Gamescom 2012: diversity bordering on the ridiculous

The logical next step

Eugen Systems’ Wargame: AirLand Battle takes players back to the height of the Cold War but not to serve us a stand-off between the world’s superpowers. Instead, it promises to heat things up quite a bit. Taking place in the period between 1975 and 1985, the game features a dynamic campaign that zooms in on Scandinavia and offers some twenty to thirty hours of gameplay during which history will be rewritten. We sat down with Eugen Systems’ co-founder Alexis Le Dressay who showed a past quite different from reality.

Wargame: AirLand Battle will be powered by an updated version of the IRISZOOM Engine which was also used in R.U.S.E. and Wargame: European Escalation. Where R.U.S.E. was a playful RTS that did not take itself too seriously, the Wargame franchise – with the exception of having an alternate history theme - follows a more realistic approach. If you would label the games as ‘war simulations’, you would not be far off the bat.

Individuality in numbers

The game has such an enormous diversity in units that it borders on the ridiculous. Then again, all of the vehicles featured in the game have actually been made and were used by one side or another during the Cold War. So how many are there you ask? Are you sitting down? There are no fewer than 750 units for you to fight with, or against. While the counter for Wargame: European Escalation ended at some 550 units, the airborne units were limited in their variety. The bulk of the newly added units to Wargame: AirLand Battle are airplanes, boosting the variety in the air to the same levels as on the ground.

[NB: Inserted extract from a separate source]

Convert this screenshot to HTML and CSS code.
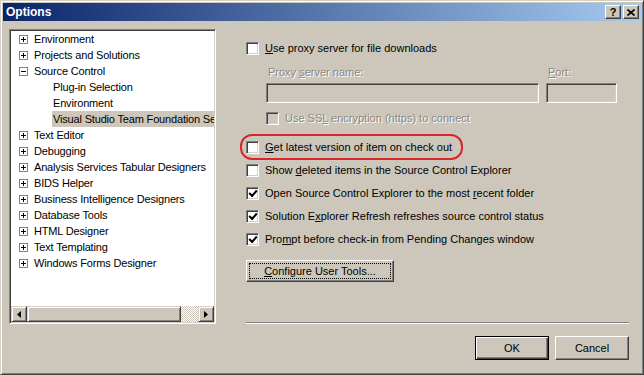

Eugen Systems is putting a great deal of effort into creating and designing the battle maps and the results are spectacular. One particular map featured a fjord that looked both stunning and credible. Seeing my surprise, Alexis pointed out that the fjord is faithfully recreated from real life and that anyone who has visited it will recognize the fjord instantly. Not having seen it myself, I’ll have to take his word for it but it certainly looked great.

The same level of attention is put towards creating towns and villages that look authentic. Houses are not just for looks. Infantry can garrison inside structures for additional shelter and a better vantage point. Sending infantry to secure a garrisoned building is a recipe for disaster but tanks, for example, are able to take down any building, exposing the soldiers inside. Generally, armored units in AirLand Battle will exercise some degree of caution when moving into residential areas for fear of soldiers equipped with grenades or anti-tank measures. The buildings simply provide too many places to hide and the close proximity to such hiding places can be lethal for even the most hardened tank crew.

There is not much that cannot be destroyed. You can even set fields and forests on fire to deprive your enemy of their cover and forcing them to rethink their approach. To give you the tools to deal with the always changing battlefield, the game has quite an elaborate control scheme for units. Rather than just selecting a unit and clicking on a target or destination, you can move it in formation, have it scramble and even make it travel backwards. This may not sound that important, but the rear of an armored vehicle is usually its weakest spot and retreating backwards gives it the best chance to survive.

All in it together

The main campaign is an excellent training tool and, once you’ve completed it, you should be more than qualified to give the multiplayer battles a go. If you feel especially confident, you can compete in a ladder competition and prove your prowess to both your opponents and any spectators looking in on the action.

Wargame: AirLand Battle impressed with both its engine and its deep level of gameplay. If you would like a taste of that before the game comes out, a closed beta is planned to test out the changes to the engine, tweak balance and try out the various game modes. If you can get in, it’s a wonderful opportunity to help make a better and even more enjoyable game.